School AI surveillance can lead to false alarms, arrests
Overreaction to a Child’s “Threat”
- Central case: a 13-year-old’s racist “joke” on a school platform led to police interrogation, strip search, night in jail, house arrest, alternative school, and no parental contact during initial detention.
- Many see this as wildly disproportionate, traumatizing, and more in need of parental meeting, counseling, and mild school discipline.
- Others argue any apparent mass‑violence threat must trigger investigation given school shooting history, but still think punishment went far beyond a reasonable “teachable moment.”
Surveillance, AI, and Normalization
- Strong concern that constant monitoring of school accounts (and, via government partnerships, private platforms) conditions children to accept ubiquitous surveillance as normal public safety.
- Some see this as an extension of “safety at all costs” thinking: once tools exist, officials feel compelled to use them maximally to avoid liability.
- Several argue AI is a distraction; simple keyword filters could do this, and the real issue is scope and automatic escalation, not the specific tech.
School Authority and Carceral Logic
- Multiple commenters compare US schools to prisons or municipal enforcement arms, with zero‑tolerance policies, metal detectors, and police presence.

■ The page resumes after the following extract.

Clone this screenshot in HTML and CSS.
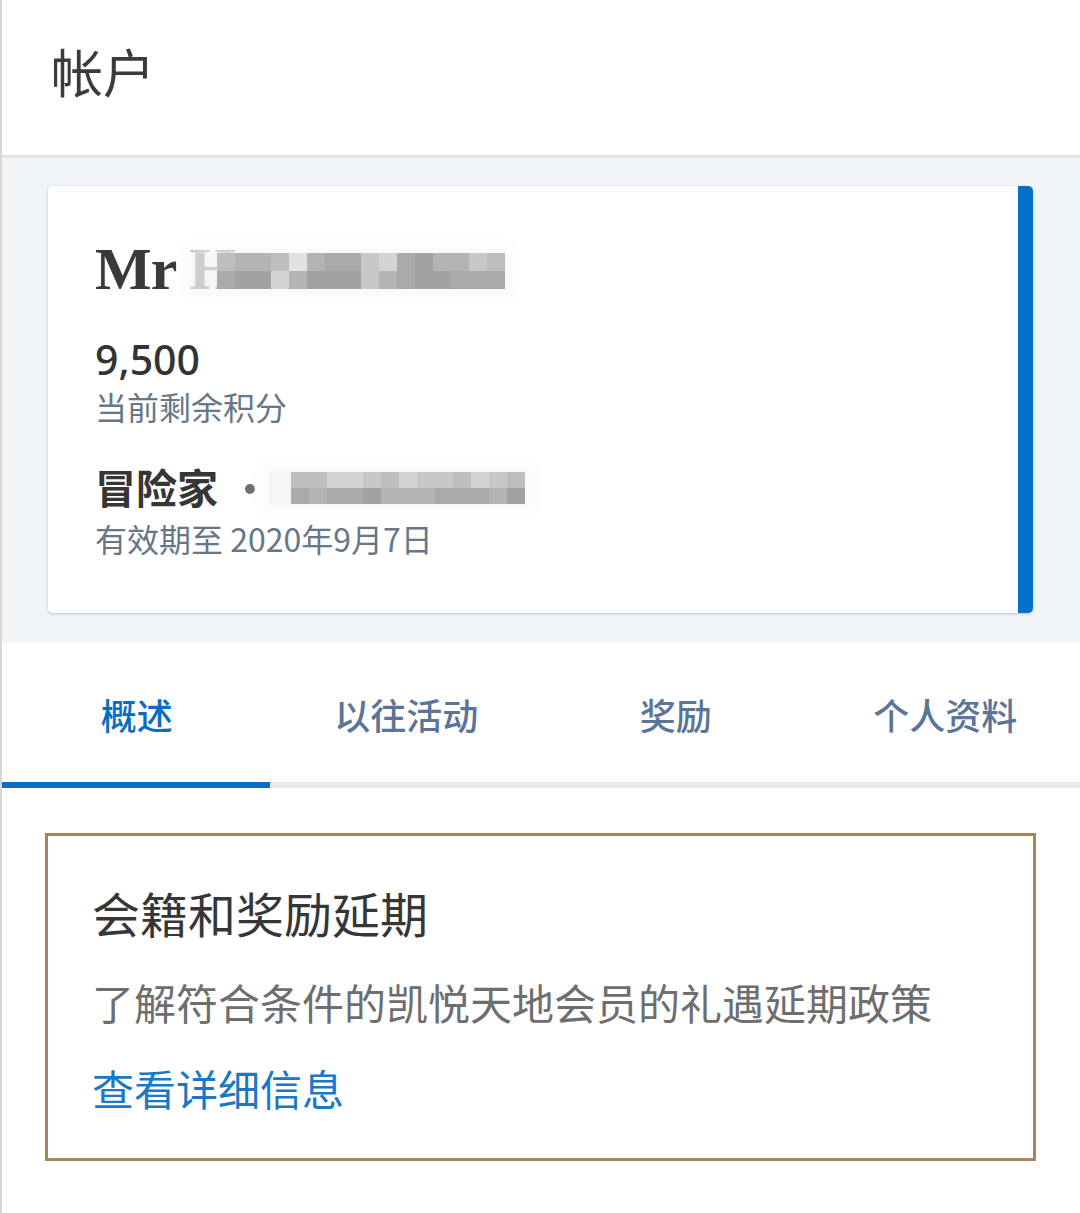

- Personal stories describe racist, authoritarian school environments, punitive crackdowns, and bans on phones precisely to prevent students from recording abuse.
- Debate over whether schools should only punish on campus vs. for off‑campus conduct; some note parallels with employers disciplining workers for off‑duty behavior.
Policing, Mandatory Reporting, and Human Judgment
- Mandatory “report any threat” laws are criticized for forcing schools to hand off obviously non‑credible statements, turning false positives into criminal cases.
- Several stress the need for competent human review of automated flags, not blind trust in software output.
- Long exchanges question whether police generally de‑escalate or instead routinely abuse power; personal anecdotes of corruption and harsh sentencing support the latter view.
Effectiveness and Unintended Harm
- Skepticism that these systems actually reduce violence; claims of “dozens of saved lives” are seen as unverified reframing of false alarms.
- Evidence from the linked lawsuit suggests monitoring tools can block students’ own attempts to seek help or report problems, and even interfere with student journalism and legal transparency.